We left the busy, adventurous, touristy city of Pokhara early one morning, with fresh bananas and lychees in hand to snack on on the way. After hours of speeding through rough mountain roads, we arrived in a village totally opposite of our last week. Dadhuwa was slow and simple, and we were the only foreigners around.

We stayed in the community center, built a few years ago by members of our team, and were hosted by the most beautiful local woman, who we affectionately called Didi, which means "big sister" in Nepali. She cooked us two meals a day - daal bhat for lunch and daal bhat for dinner. Daal, which means "beans", and bhat, which means "rice", was a plate of white rice and a bowl of bean soup. You pour the soup over the rice and eat it with your hand. The first time I tried it, I think most of the daal bhat landed in my lap, not in my mouth. It's definitely an art, and I am proud to say that by the end of my two month trip in Asia, I had it mastered. In the early morning, and in the afternoon, she would serve us hot tea. Even though it was over 100 degrees outside, we would never pass up a cup of Didi's tea. I still crave it, hot and milky and so spicy.

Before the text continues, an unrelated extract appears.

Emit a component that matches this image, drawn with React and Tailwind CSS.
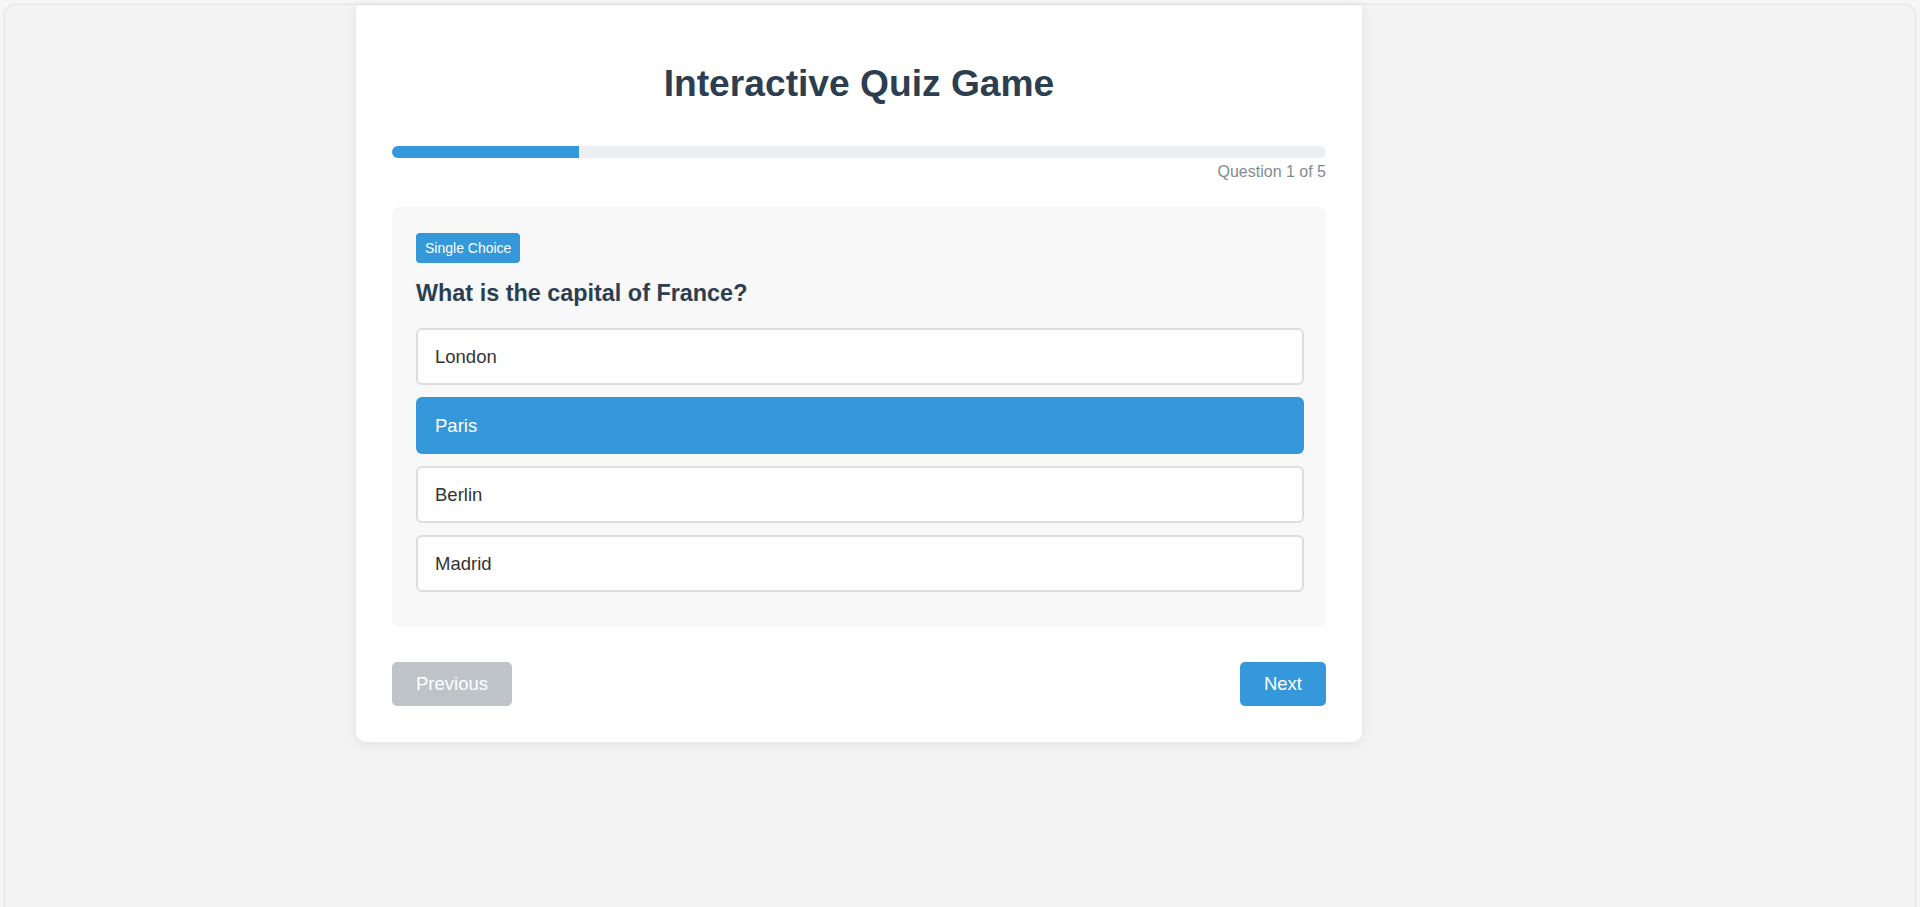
import { useState } from "react";

const options = ["London", "Paris", "Berlin", "Madrid"];

const App = () => {
  const [selected, setSelected] = useState("Paris");

  return (
    <div className="h-[907px] overflow-hidden bg-[#f7f7f7] pt-1 px-1 font-['Liberation_Sans',Arial,sans-serif]">
      <div className="h-[940px] rounded-t-xl border border-[#e6e6e6] bg-[#f4f4f4] shadow-[0_0_4px_rgba(0,0,0,0.06)]">
        <div className="ml-[351px] w-[1006px] rounded-b-[10px] rounded-t-[4px] bg-white px-9 pt-[56px] pb-9 shadow-[0_2px_14px_rgba(0,0,0,0.09)]">
          <h1 className="text-center text-[37.2px] font-bold leading-[44px] text-[#2c3e50]">
            Interactive Quiz Game
          </h1>

          <div className="mt-[41px] h-3 w-full overflow-hidden rounded-full bg-[#ecf0f1]">
            <div className="h-full w-1/5 bg-[#3498db]"></div>
          </div>
          <div className="mt-[5px] text-right text-base leading-[18px] text-[#7f8c8d]">
            Question 1 of 5
          </div>

          <div className="mt-[26px] rounded-lg bg-[#f8f8f8] pl-6 pr-[22px] pt-[26px] pb-[23px]">
            <span className="inline-flex h-[30px] items-center rounded-[4px] bg-[#3498db] px-[9px] text-sm text-white">
              Single Choice
            </span>
            <h2 className="mt-[17px] mb-[22px] text-[23.4px] font-bold leading-[26px] text-[#2c3e50]">
              What is the capital of France?
            </h2>

            <div className="flex flex-col">
              {options.map((opt) => {
                const active = selected === opt;
                return (
                  <button
                    key={opt}
                    onClick={() => setSelected(opt)}
                    className={
                      active
                        ? "mb-3 flex h-[57px] items-center rounded-md border-2 border-[#3498db] bg-[#3498db] px-[17px] text-left text-[18.5px] text-white"
                        : "mb-3 flex h-[57px] items-center rounded-md border-2 border-[#dddddd] bg-white px-[17px] text-left text-[18.5px] text-[#333333]"
                    }
                  >
                    {opt}
                  </button>
                );
              })}
            </div>
          </div>

          <div className="mt-[35px] flex items-center justify-between">
            <button className="h-11 rounded-[5px] bg-[#bdc3c7] px-6 text-[18.5px] text-white">
              Previous
            </button>
            <button className="h-11 rounded-[5px] bg-[#3498db] px-6 text-[18.5px] text-white">
              Next
            </button>
          </div>
        </div>
      </div>
    </div>
  );
};

export default App;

This was the most simple village that we were at. There was limited electricity and I went a whole week without showering (thank God for baby wipes and lots of deodorant). We slept in bunks underneath mosquito nets, and here's the best part - no toilets. We used a "squatty potty", which was a hole in the ground, with ridges to put your feet in, and a bucket of water nearby to "flush" with. The people don't use toilet paper (that's what your left hand is for!) but we brought some to spoil ourselves. It's really not as bad as it seems, but it did make me gain an appreciation for Western toilets.

The people here were such hard workers. They were awake early - I saw them up by 4am every day and went to bed late - after dinner, which was usually at 8pm if not later. I often saw women carrying heavy containers of water in baskets which were secured around the head. Inspired by the work ethic we saw all around us, the team and I carried firewood up a hill to bless the widows of the town. I was way too weak to carry a whole bundle, so I picked up the stray pieces of wood that fell out of the other bundles. Even just carrying a stack in my arms was such hard work. Blame it on the altitude or the hot weather, but I give major kudos to all those who live and work in Dadhuwa.

The days were so hot. Even in the early mornings, sweat would be dripping down our arms as we prayed for a breeze. There was no relief. The nights were so cold, the coldest out of all the villages we stayed at (except for Jomsom - Jomsom wins for coldest, but that was thankfully only one night). We lived right across from a sheep pen, right next to chicken pens, and on the road where cattle and goats often were herded by. Needless to say, there was never a quiet moment. One afternoon, the sky went dark and we experienced the loudest thunderstorm. My roommate, who slept in the bunk directly beneath me, was shouting something, but I could not understand a single word. The rain on the tin roof, the thunder echoing through the village, the wind forcing the windows open with loud crashes, and the lightning lighting up the whole room. It was humbling and drew my thoughts to the Creator.

I think most of my Nepal stories come from our stay in Dadhuwa. From Didi's famous tea to the struggles of the squatty potty to the children we fell in love with. I can't write a post about Dadhuwa without mentioning the beauty of it. There was the most spectacular view of the mountains, the brightest stars, and so many different types of trees that it made me want to take another biology class (hear that, Dr. Guevin? Teach me more about tree recognition!). I loved this week so much - the simplicity won me over.